この労働人口のうち、月給生活者約一三五人、日給労務者推定一五〇人、商工関係者約五〇人、合計約三三五人、差引六四二人、この六四二人のうちから、月給生活者の家族、兼業農家を除外し、実際に面河村の農業を伝承する者は、一五八戸、三七〇人で、彼らこそ農村面河の中核的存在であり、面河文化の伝承者であることを祈念いたしたい。
 草創の時代から、藩政時代、明治から大正時代、この地の百姓にとっては、あるいは惨めな生活であったかも知れぬ。しかし、そこには、なんとか生きようとした生活の力がにじみ出ていた。
 生業に必要な道具類・生産の方法・日常の生活、あるいはレジャーに至るまで、独特の知恵と創造があった。原始的な架橋方法・曲尺で演出する木取、これは技術である。虫送り・雨ごい・お日待ちの念仏・豊年祭・山の神様など、これは生業と結びついた祈りの証である。盆踊・万才などは、土臭いレジャーである。
 その土臭ささこそ尊い。つまり、自然を相手にした生活の基礎、それは先祖の伝承であり、唄であった。

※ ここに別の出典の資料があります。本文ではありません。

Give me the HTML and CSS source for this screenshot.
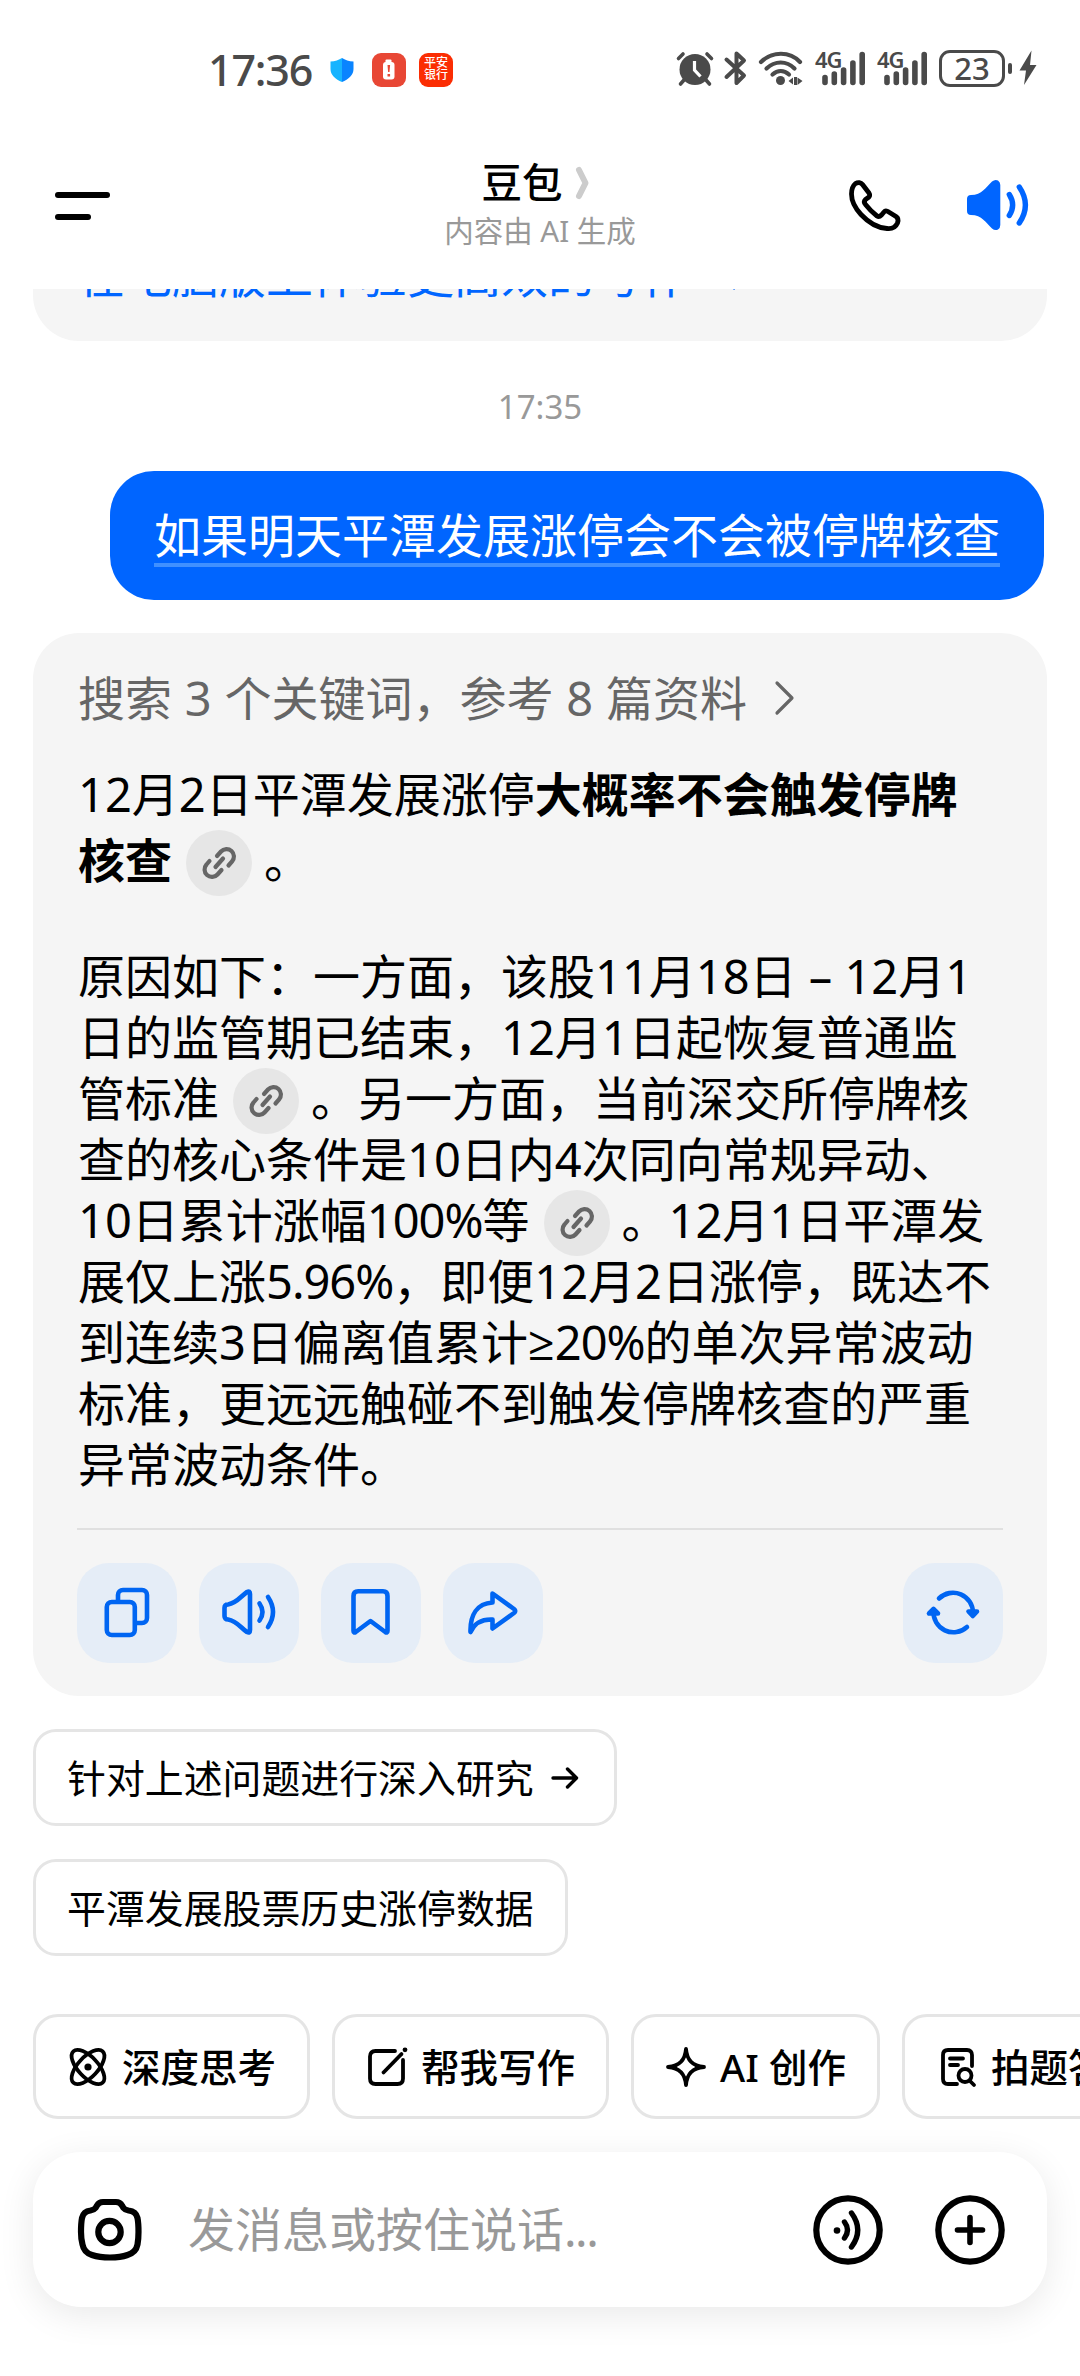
FILE: index.html
```html
<!DOCTYPE html>
<html lang="zh-CN">
<head>
    <meta charset="UTF-8">
    <meta name="viewport" content="width=device-width, initial-scale=1.0">
    <title>豆包</title>
    <link rel="stylesheet" href="styles.css">
</head>
<body>
    <div class="status-bar">
        <span class="clock">17:36</span>
        <svg class="shield" width="24" height="24" viewBox="0 0 24 24">
            <path d="M12 0C15 2 19 3.300 23.500 3.500V11C23.500 17 18.500 21.500 12 24Z" fill="#0a84ff"/>
            <path d="M12 0C9 2 5 3.300 .5 3.500V11C.5 17 5.500 21.500 12 24Z" fill="#17b4ff"/>
        </svg>
        <span class="app-icon battery-app">
            <svg width="34" height="34" viewBox="0 0 34 34">
                <rect x="13.500" y="6.500" width="6" height="4" rx="1" fill="#fff"/>
                <rect x="11" y="9" width="11.500" height="17.500" rx="3" fill="#fff"/>
                <path d="M15.500 12h2.600l-.6 7h-1.400zM15.500 21h2.600v2.500h-2.600z" fill="#e84735"/>
            </svg>
        </span>
        <span class="app-icon bank-app"><span>平安</span><span>银行</span></span>

        <div class="status-right">
            <svg class="alarm" width="38" height="36" viewBox="0 0 38 36">
                <circle cx="19" cy="19.500" r="15.500" fill="#4a4a4a"/>
                <path d="M2.500 8.500L7 4M35.500 8.500L31 4M8 30l-3.500 4M30 30l3.500 4" stroke="#4a4a4a" stroke-width="3.600" stroke-linecap="round"/>
                <path d="M18.500 11v9l6 6.500" fill="none" stroke="#fff" stroke-width="3.200"/>
            </svg>
            <svg class="bluetooth" width="24" height="36" viewBox="0 0 24 36">
                <path d="M2.500 9.500L20 25.500 12.500 33V3.500L20 10.500 2.500 27" fill="none" stroke="#4a4a4a" stroke-width="4" stroke-linecap="round" stroke-linejoin="round"/>
            </svg>
            <svg class="wifi" width="46" height="36" viewBox="0 0 46 36">
                <g fill="none" stroke="#4a4a4a" stroke-width="4.200" stroke-linecap="round">
                    <path d="M3 12C14 1 32 1 42 12"/>
                    <path d="M8.500 18.500C17 10.500 28.500 10.500 36.500 18.500"/>
                    <path d="M14.500 24.500C19.500 20 26 20 31 24.500"/>
                </g>
                <circle cx="22.500" cy="30.500" r="4.500" fill="#4a4a4a"/>
                <path d="M30.500 31l4.500-3.500v7zM36 27l3 0v8h-3zM44.500 31l-5 4v-7.500z" fill="#4a4a4a"/>
            </svg>
            <span class="signal">
                <b>4G</b>
                <svg width="44" height="36" viewBox="0 0 44 36">
                    <path d="M3 27.500v5M12.300 24v8.500M21.600 20v12.500M30.900 13v19.500M40.200 4.500v28" stroke="#4a4a4a" stroke-width="5.600" stroke-linecap="round"/>
                </svg>
            </span>
            <span class="signal">
                <b>4G</b>
                <svg width="44" height="36" viewBox="0 0 44 36">
                    <path d="M3 27.500v5M12.300 24v8.500M21.600 20v12.500M30.900 13v19.500M40.200 4.500v28" stroke="#4a4a4a" stroke-width="5.600" stroke-linecap="round"/>
                </svg>
            </span>
            <span class="battery">23</span>
            <span class="battery-cap"></span>
            <svg class="bolt" width="18" height="36" viewBox="0 0 18 36">
                <path d="M12.500 .5L.5 20.500H7L5 35 17.500 15H11z" fill="#4a4a4a"/>
            </svg>
        </div>
    </div>

    <header class="header">
        <div class="menu"><i></i><i></i></div>
        <div class="heading">
            <h1>豆包
                <svg width="16" height="34" viewBox="0 0 16 34"><path d="M4 4l6.500 13L4 30" fill="none" stroke="#ccc" stroke-width="6" stroke-linecap="round" stroke-linejoin="round"/></svg>
            </h1>
            <p>内容由 AI 生成</p>
        </div>
        <div class="header-actions">
            <svg width="54" height="54" viewBox="0 0 54 54">
                <path d="M7.500 4.500C10 3 13 3.500 14.500 5.500L21 14C22 15.500 22 16.500 21 18L17.500 20.500C16 22 16.200 24 17.500 25.500C21 30 24.500 33.500 29 37C30.500 38 32 37.500 33.500 36L36 33C37 31.700 38 31.600 39.500 32.300L48 37.500C50.500 39.200 50.500 41.500 49.500 44C47.500 48.500 43.500 50 39 49.500C30 49 20 43 13 35.500C7 29 3.500 22 3.500 15C3.500 10.500 4.500 7 7.500 4.500Z" fill="none" stroke="#000" stroke-width="4.800" stroke-linejoin="round"/>
            </svg>
            <svg width="64" height="52" viewBox="0 0 64 52">
                <path d="M1 20Q1 16 5 16C16 16 20 8 26 2.500Q29 0 32 1.500Q34.300 3 34.300 6V46Q34.300 49 32 50.500Q29 52 26 49.500C20 44 16 36 5 36Q1 36 1 32Z" fill="#0065ff"/>
                <path d="M43.300 15.500Q50 26 43.300 36.500M53.300 8Q65.500 26 53.300 44" fill="none" stroke="#0065ff" stroke-width="5.400" stroke-linecap="round"/>
            </svg>
        </div>
    </header>

    <main class="chat">
        <div class="card previous">
            <a>在电脑版上体验更高效的写作<svg width="18" height="32" viewBox="0 0 18 32"><path d="M2 2l13 14L2 30" fill="none" stroke="#0065ff" stroke-width="3"/></svg></a>
        </div>
        <time class="time">17:35</time>
        <div class="question"><span>如果明天平潭发展涨停会不会被停牌核查</span></div>

        <article class="card answer">
            <div class="sources">
                搜索 3 个关键词，参考 8 篇资料
                <svg width="20" height="34" viewBox="0 0 20 34"><path d="M2 2l15 15L2 32" fill="none" stroke="#666" stroke-width="3.200" stroke-linecap="round" stroke-linejoin="round"/></svg>
            </div>
            <p class="summary">
                12月2日平潭发展涨停<strong>大概率不会触发停牌</strong><br>
                <strong>核查</strong><span class="ref"><svg width="36" height="36" viewBox="0 0 36 36"><use href="#link"/></svg></span>。
            </p>
            <p class="reason">
                原因如下：一方面，该股11月18日 – 12月1<br>
                日的监管期已结束，12月1日起恢复普通监<br>
                管标准<span class="ref"><svg width="36" height="36" viewBox="0 0 36 36"><use href="#link"/></svg></span>。另一方面，当前深交所停牌核<br>
                查的核心条件是10日内4次同向常规异动、<br>
                10日累计涨幅<span class="num">100%</span>等<span class="ref"><svg width="36" height="36" viewBox="0 0 36 36"><use href="#link"/></svg></span>。12月1日平潭发<br>
                展仅上涨<span class="num">5.96%</span>，即便12月2日涨停，既达不<br>
                到连续3日偏离值累计<span class="sign">≥</span><span class="num">20%</span>的单次异常波动<br>
                标准，更远远触碰不到触发停牌核查的严重<br>
                异常波动条件。
            </p>
            <div class="tools">
                <button>
                    <svg viewBox="0 0 60 60">
                        <rect x="9.800" y="19" width="28" height="33" rx="5"/>
                        <path d="M21 18V12a5 5 0 0 1 5-5h19a5 5 0 0 1 5 5v23a5 5 0 0 1-5 5h-6"/>
                    </svg>
                </button>
                <button>
                    <svg viewBox="0 0 60 60">
                        <path d="M5.500 25Q5.500 21.500 9 21.500C18 20 22 13 28 9Q31 7.500 31 11V47Q31 50.500 28 49C22 45 18 38 9 36.500Q5.500 36.500 5.500 33Z"/>
                        <path d="M40.500 20.500Q46.500 29 40.500 37.500M49 14Q59 29 49 44"/>
                    </svg>
                </button>
                <button>
                    <svg viewBox="0 0 60 60">
                        <path d="M12.500 48V13q0-4.700 4.700-4.700H42q4.500 0 4.500 4.700V48q0 2.500-2.200 1L29.500 38 14.700 49q-2.200 1.500-2.200-1Z"/>
                    </svg>
                </button>
                <button>
                    <svg viewBox="0 0 60 60">
                        <path d="M29.500 10.500L51 26q2.500 2 0 4L29.500 45.500V36.500C18 36 11.500 40 7.500 49C7 32 14 20.500 29.500 19.500Z"/>
                    </svg>
                </button>
                <button class="refresh">
                    <svg viewBox="0 0 60 60">
                        <path d="M16 15.500A20 20 0 0 1 50 30M44 44A20 20 0 0 1 10.500 28"/>
                        <path class="solid" d="M45.500 28.500h8.500l-4.200 4.500zM6 30.500h9l-4.500-4.500z"/>
                    </svg>
                </button>
            </div>
        </article>

        <div class="suggestions">
            <button class="suggestion"><span>针对上述问题进行深入研究</span>
                <svg width="28" height="24" viewBox="0 0 28 24"><path d="M2 12h23M16.500 3l9 9-9 9" fill="none" stroke="#000" stroke-width="3.400" stroke-linecap="round" stroke-linejoin="round"/></svg>
            </button>
            <button class="suggestion"><span>平潭发展股票历史涨停数据</span></button>
        </div>

        <div class="skills">
            <button>
                <svg viewBox="0 0 40 40">
                    <ellipse cx="20" cy="20" rx="21.500" ry="10" transform="rotate(47 20 20)"/>
                    <ellipse cx="20" cy="20" rx="21.500" ry="10" transform="rotate(-47 20 20)"/>
                    <circle cx="20" cy="20" r="3.600" fill="#000" stroke="none"/>
                </svg>
                <span>深度思考</span>
            </button>
            <button>
                <svg viewBox="0 0 40 40">
                    <path d="M28 4H8.500q-5.500 0-5.500 5.500v22Q3 37 8.500 37h22q5.500 0 5.500-5.500V13"/>
                    <path d="M16.500 25.500L34.500 7"/>
                    <circle cx="38" cy="2.800" r="2.400" fill="#000" stroke="none"/>
                </svg>
                <span>帮我写作</span>
            </button>
            <button>
                <svg viewBox="0 0 40 40">
                    <path d="M20 2C21 13.500 26.500 19 38 20C26.500 21 21 26.500 20 38C19 26.500 13.500 21 2 20C13.500 19 19 13.500 20 2Z"/>
                </svg>
                <span>AI 创作</span>
            </button>
            <button>
                <svg viewBox="0 0 40 40">
                    <path d="M35 19V8q0-5-5-5H11Q6 3 6 8v24q0 5 5 5h9M13 11.500h13M13 18h8"/>
                    <circle cx="28" cy="28.500" r="6.500"/>
                    <path d="M33 34l4 4"/>
                </svg>
                <span>拍题答疑</span>
            </button>
        </div>
    </main>

    <footer class="composer">
        <svg width="70" height="66" viewBox="0 0 70 66">
            <path d="M28 5h13q4 0 6 3.500l1.500 2.500q1.500 2 5 2.500 7.500.8 9 7.500 1 5 1 14 0 7-1 12.500-1.500 8-10 10.500-7 2.500-17.500 2.500T17 58q-8-2.500-9.500-10.500Q6 42 6 35q0-9 1-14 1.500-6.700 8.500-7.500 3.500-.5 5-2.500l1.500-2.500Q24 5 28 5Z"/>
            <circle cx="34.500" cy="35" r="11.200"/>
        </svg>
        <span class="placeholder">发消息或按住说话<i>...</i></span>
        <svg class="voice" width="70" height="70" viewBox="0 0 70 70">
            <circle cx="35" cy="35" r="31.700"/>
            <circle cx="24" cy="35.500" r="3.300" class="dot"/>
            <path d="M31.500 27Q37.500 35 31.500 43M38.500 18Q51 35 38.500 52" stroke-width="5.400"/>
        </svg>
        <svg width="70" height="70" viewBox="0 0 70 70">
            <circle cx="35" cy="35" r="31.700"/>
            <path d="M35 22.500v25M22.500 35h25" stroke-width="5.600"/>
        </svg>
    </footer>

    <!-- shared link glyph -->
    <svg class="sprite">
        <g id="link" fill="none" stroke="#666" stroke-width="4.200" stroke-linecap="round" stroke-linejoin="round">
            <path d="M16 11L20 6.500A7.300 7.300 0 0 1 31 16.500L27.500 20.500"/>
            <path d="M20.500 25L16.500 29.500A7.300 7.300 0 0 1 5.500 19.500L8.500 16"/>
            <path d="M14.500 22L22 13.500"/>
        </g>
    </svg>
</body>
</html>
```
FILE: styles.css
```css
* {
    box-sizing: border-box;
}
body {
    margin: 0;
    width: 1080px;
    height: 2376px;
    display: flex;
    flex-direction: column;
    background: #fff;
    color: #000;
    font-family: "Noto Sans", "Noto Sans CJK SC", sans-serif;
    overflow: hidden;
}
h1, p {
    margin: 0;
    font-weight: 400;
}
svg {
    display: block;
    flex: none;
    overflow: visible;
}
button {
    font: inherit;
    color: inherit;
    background: none;
    border: none;
    padding: 0;
}

/* status bar */
.status-bar {
    height: 123px;
    padding: 15px 43px 0 208px;
    display: flex;
    align-items: flex-start;
    color: #4a4a4a;
}
.clock {
    width: 122px;
    margin-top: 31px;
    font-size: 43px;
    line-height: 48px;
    font-weight: 500;
    letter-spacing: -1.2px;
}
.shield {
    margin: 43px 18px 0 0;
}
.app-icon {
    width: 34px;
    height: 34px;
    margin: 38px 13px 0 0;
    border-radius: 9px;
    background: #e84735;
}
.bank-app {
    display: flex;
    flex-direction: column;
    align-items: center;
    padding-top: 4px;
    background: #fb2d03;
    color: #fff;
    font-size: 12px;
    line-height: 12px;
    font-weight: 500;
}
.status-right {
    margin: 35px 0 0 auto;
    display: flex;
    height: 36px;
}
.alarm {
    margin-right: 10px;
}
.bluetooth {
    margin-right: 10px;
}
.wifi {
    margin-right: 10px;
}
.signal {
    position: relative;
    width: 52px;
    margin-right: 10px;
    padding-left: 8px;
}
.signal b {
    position: absolute;
    left: 1px;
    top: 0;
    font-size: 22px;
    line-height: 19px;
    font-weight: 600;
    letter-spacing: -1px;
}
.battery {
    width: 66px;
    height: 37px;
    margin-left: 1px;
    border: 3px solid #4a4a4a;
    border-radius: 11px;
    font-size: 31px;
    line-height: 31px;
    font-weight: 500;
    text-align: center;
}
.battery-cap {
    width: 4px;
    height: 11px;
    margin: 13px 7px 0 3px;
    border-radius: 2px;
    background: #4a4a4a;
}

/* header */
.header {
    height: 166px;
    padding: 0 50px 0 55px;
    display: grid;
    grid-template-columns: 245px 1fr 250px;
}
.menu {
    padding-top: 69px;
}
.menu i {
    display: block;
    width: 55px;
    height: 6px;
    border-radius: 3px;
    background: #000;
}
.menu i + i {
    width: 36px;
    margin-top: 16px;
}
.heading {
    padding-top: 35px;
    text-align: center;
}
.heading h1 {
    display: flex;
    justify-content: center;
    align-items: center;
    gap: 12px;
    padding-right: 8px;
    font-size: 40.5px;
    line-height: 50px;
    font-weight: 500;
}
.heading p {
    font-size: 29.5px;
    line-height: 40px;
    margin-top: 3px;
    color: #999;
}
.header-actions {
    display: flex;
    justify-content: flex-end;
    gap: 64px;
    padding-top: 56px;
}

/* conversation */
.chat {
    height: 1863px;
    overflow: hidden;
}
.card {
    margin: 0 33px;
    border-radius: 46px;
    background: #f5f5f5;
}
.previous {
    height: 120px;
    margin-top: -68px;
    padding: 24px 45px;
}
.previous a {
    display: flex;
    align-items: center;
    gap: 42px;
    font-size: 47px;
    line-height: 60px;
    color: #0065ff;
}
.time {
    display: block;
    padding-top: 42px;
    height: 130px;
    font-size: 33px;
    line-height: 48px;
    text-align: center;
    color: #999;
}
.question {
    width: 934px;
    height: 129px;
    margin: 0 36px 33px auto;
    padding: 32px 44px 0;
    border-radius: 44px;
    background: #0065ff;
    color: #fff;
    font-size: 47px;
    line-height: 64px;
    white-space: nowrap;
}
.question span {
    display: block;
    height: 64px;
    border-bottom: 4px solid #4090ff;
}
.answer {
    height: 1063px;
    padding: 32px 44px 33px 45px;
    font-size: 47px;
    white-space: nowrap;
}
.sources {
    display: flex;
    align-items: center;
    gap: 28px;
    line-height: 66px;
    word-spacing: 0.6px;
    color: #666;
}
.summary {
    margin-top: 30px;
    line-height: 66px;
}
.reason {
    margin-top: 53px;
    line-height: 61px;
}
.num {
    letter-spacing: -1px;
}
.sign {
    font-family: "Open Sans", Roboto, sans-serif;
}
.ref {
    display: inline-flex;
    width: 66px;
    height: 66px;
    margin: -16px 12px -16px 14px;
    align-items: center;
    justify-content: center;
    vertical-align: -3px;
    border-radius: 50%;
    background: #e6e6e6;
}
.tools {
    display: flex;
    gap: 22px;
    margin: 33px 0 0 -1px;
    padding-top: 33px;
    border-top: 2px solid #e0e0e0;
}
.tools button {
    width: 100px;
    height: 100px;
    padding: 20px;
    border-radius: 32px;
    background: #e5edf7;
}
.tools svg {
    width: 60px;
    height: 60px;
    fill: none;
    stroke: #0065f2;
    stroke-width: 4.6;
    stroke-linecap: round;
    stroke-linejoin: round;
}
.tools .solid {
    fill: #0065f2;
}
.tools .refresh {
    margin-left: auto;
}

/* suggestions and skills */
.suggestions {
    padding: 33px 33px 0;
    display: flex;
    flex-direction: column;
    align-items: flex-start;
    gap: 33px;
}
.suggestion {
    height: 97px;
    padding: 0 31px;
    display: flex;
    align-items: center;
    gap: 17px;
    border: 3px solid #e5e5e5;
    border-radius: 23px;
    font-size: 38.9px;
}
.suggestion span,
.skills span {
    padding-bottom: 4px;
}
.suggestion svg {
    margin-right: 4px;
}
.skills {
    display: flex;
    gap: 22px;
    padding: 58px 0 0 33px;
}
.skills button {
    flex: none;
    height: 105px;
    padding: 0 31px 0 32px;
    display: flex;
    align-items: center;
    gap: 14px;
    border: 3px solid #e5e5e5;
    border-radius: 25px;
    font-size: 38.5px;
    font-weight: 500;
}
.skills svg {
    width: 40px;
    height: 40px;
    fill: none;
    stroke: #000;
    stroke-width: 3.8;
    stroke-linecap: round;
    stroke-linejoin: round;
}

/* input */
.composer {
    height: 155px;
    margin: 0 33px;
    padding: 0 42px 0 42px;
    display: flex;
    align-items: center;
    border-radius: 48px;
    background: #fff;
    box-shadow: 0 8px 36px rgba(0, 0, 0, 0.09);
}
.composer svg {
    fill: none;
    stroke: #000;
    stroke-width: 6.2;
    stroke-linecap: round;
    stroke-linejoin: round;
}
.composer .dot {
    fill: #000;
    stroke: none;
}
.placeholder {
    flex: 1;
    margin-left: 43px;
    padding-bottom: 6px;
    font-size: 47px;
    color: #999;
}
.placeholder i {
    font-style: normal;
    letter-spacing: -1.5px;
}
.voice {
    margin-right: 52px;
}
.sprite {
    position: absolute;
    width: 0;
    height: 0;
}
```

 しかし、今の労働にそうした伝承も唄も必要としない。スチッチ一つで飯が炊け、トーストパンは焼けたらポンと飛び出す。テレビの「つまみ」を回せば、石川さゆりの「津軽海峡冬景色」がカラーで見られる。生活に工夫することも、頭を休めて考えることもない。古きものは、良きも悪しきも忘却の彼方へ押しやられ、全く異質な生業・生活環境からは、文化も技術も、農村独特のものは生まれない。労働・生活の変転は、大きくいえば、人生までも変えていくかも知れない。